Not important thing...
> Lee woo seob writes:
> He said the "sequence" of the Euphoria is exactly same as the "LIST"
> of LISP language...(i don't know about LISP lang. at all) and he also
> said that the "LIST" structure has more excellent features than the
> "sequence" of Euphoria...
It's true that there are similarities between Euphoria's sequence
and the (classic) Lisp list.
A Lisp "list" can contain "atoms" and lists nested to any depth, just as
Euphoria's sequence can contain atoms and sequences nested to any depth.
In Lisp a character string is represented as an atom - you need special
functions to access the individual characters, perform string
concatenation etc. In Euphoria, a character string is
represented as a sequence of characters. Euphoria gives you very
efficient random subscripting operations. In Lisp, you can only access
the first element, or "the remaining elements" of a list efficiently.
To access a random element is very clumsy and inefficient, because
Lisp lists are implemented as "linked lists", not arrays. I'm not
aware of any PC action games written in Lisp!
Lisp has lots of other strange stuff in it, while Euphoria
is more conventional and easier to learn.
> According to what he said, the LISP is very old language and therefore,=
> the Euphoria can not be called as "Next generation language".
> (Of course, he said this in somewhat joking manner...)
Lisp *is* very old. It dates back to the early sixties.

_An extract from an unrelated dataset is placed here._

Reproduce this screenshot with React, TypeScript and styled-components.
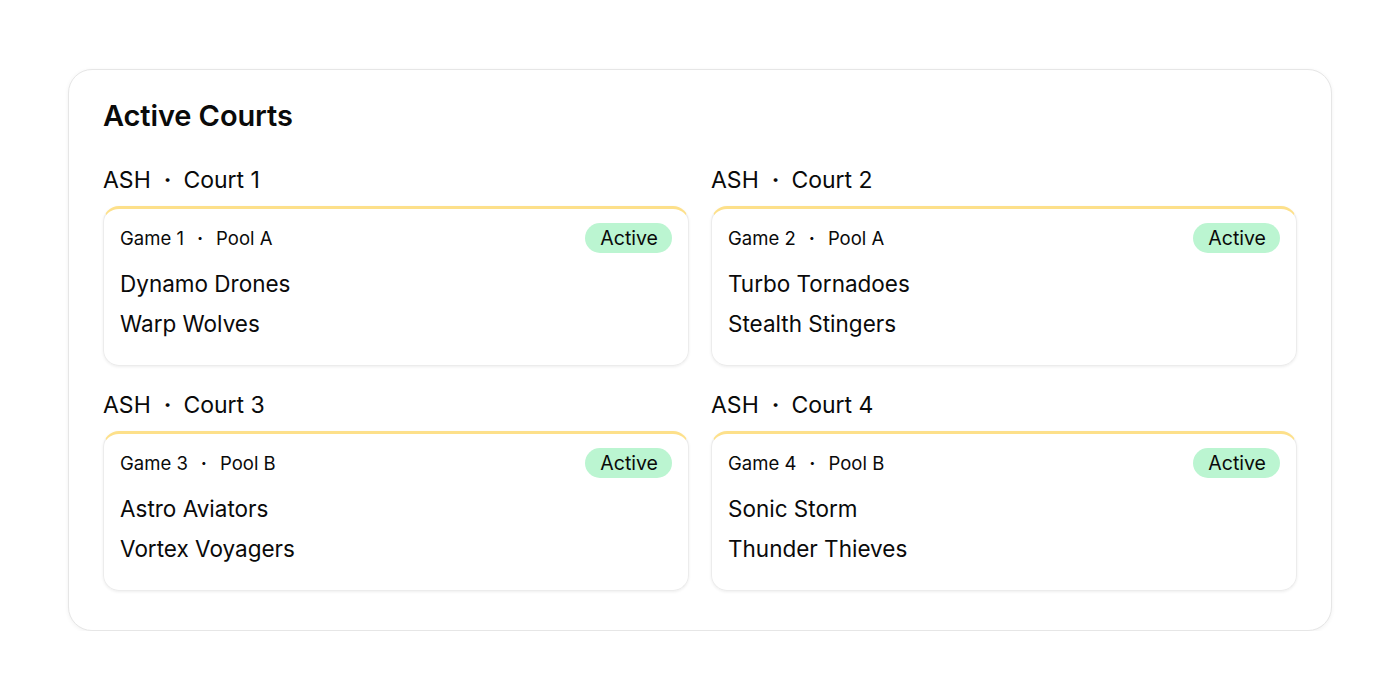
import React from "react";
import styled, { createGlobalStyle } from "styled-components";

const GlobalStyle = createGlobalStyle`
  html, body { margin: 0; padding: 0; background: #ffffff; }
  body { font-family: "Inter", "Roboto", sans-serif; color: #0a0a0a; }
  * { box-sizing: border-box; }
`;

const Page = styled.div`
  padding: 69px 68px 0 68px;
`;

const Panel = styled.section`
  border: 1px solid #e6e6e6;
  border-radius: 24px;
  background: #fff;
  box-shadow: 0 1px 4px rgba(0, 0, 0, 0.06);
  padding: 29px 34px 39px 34px;
`;

const Title = styled.h2`
  margin: 0 0 34px 0;
  font-size: 29px;
  font-weight: 600;
  line-height: 34px;
  letter-spacing: -0.1px;
`;

const Grid = styled.div`
  display: grid;
  grid-template-columns: 1fr 1fr;
  column-gap: 22px;
  row-gap: 26px;
`;

const Court = styled.div`
  display: flex;
  flex-direction: column;
`;

const CourtLabel = styled.div`
  font-size: 23px;
  line-height: 26px;
  margin-bottom: 13px;
  white-space: nowrap;
`;

const Dot = styled.span`
  margin: 0 12px 0 13px;
  font-weight: 700;
`;

const Card = styled.div`
  border: 1px solid #ececec;
  border-top: 3px solid #fde08a;
  border-radius: 16px;
  box-shadow: 0 1px 3px rgba(0, 0, 0, 0.07);
  padding: 14px 16px 21px 16px;
  display: flex;
  flex-direction: column;
`;

const CardHeader = styled.div`
  display: flex;
  align-items: center;
  justify-content: space-between;
  margin-bottom: 11px;
`;

const Meta = styled.div`
  font-size: 18.5px;
  line-height: 22px;
  white-space: nowrap;
`;

const SmallDot = styled.span`
  margin: 0 13px 0 13px;
  font-weight: 700;
`;

const Badge = styled.span`
  background: #bbf5d1;
  border-radius: 999px;
  font-size: 19.5px;
  line-height: 30px;
  padding: 0 14px 0 15px;
`;

const Team = styled.div`
  font-size: 22.5px;
  line-height: 40px;
`;

const courts = [
  { court: 1, game: 1, pool: "A", teams: ["Dynamo Drones", "Warp Wolves"] },
  { court: 2, game: 2, pool: "A", teams: ["Turbo Tornadoes", "Stealth Stingers"] },
  { court: 3, game: 3, pool: "B", teams: ["Astro Aviators", "Vortex Voyagers"] },
  { court: 4, game: 4, pool: "B", teams: ["Sonic Storm", "Thunder Thieves"] },
];

export default function App() {
  return (
    <>
      <GlobalStyle />
      <Page>
        <Panel>
          <Title>Active Courts</Title>
          <Grid>
            {courts.map((c) => (
              <Court key={c.court}>
                <CourtLabel>
                  ASH<Dot>·</Dot>Court {c.court}
                </CourtLabel>
                <Card>
                  <CardHeader>
                    <Meta>
                      Game {c.game}
                      <SmallDot>·</SmallDot>Pool {c.pool}
                    </Meta>
                    <Badge>Active</Badge>
                  </CardHeader>
                  {c.teams.map((t) => (
                    <Team key={t}>{t}</Team>
                  ))}
                </Card>
              </Court>
            ))}
          </Grid>
        </Panel>
      </Page>
    </>
  );
}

It became popular among Artificial Intelligence (AI) researchers,
and it led to several variations.
Euphoria was motivated more by "FP" - a language proposed in 1978 by
John Backus. (Backus implemented the first Fortran compiler for IBM
back in the 1950's). FP had "sequences", like Euphoria, but again,
character strings were treated as atoms, and it also had lots of
other strange stuff in it, that I felt was not very useful in practice.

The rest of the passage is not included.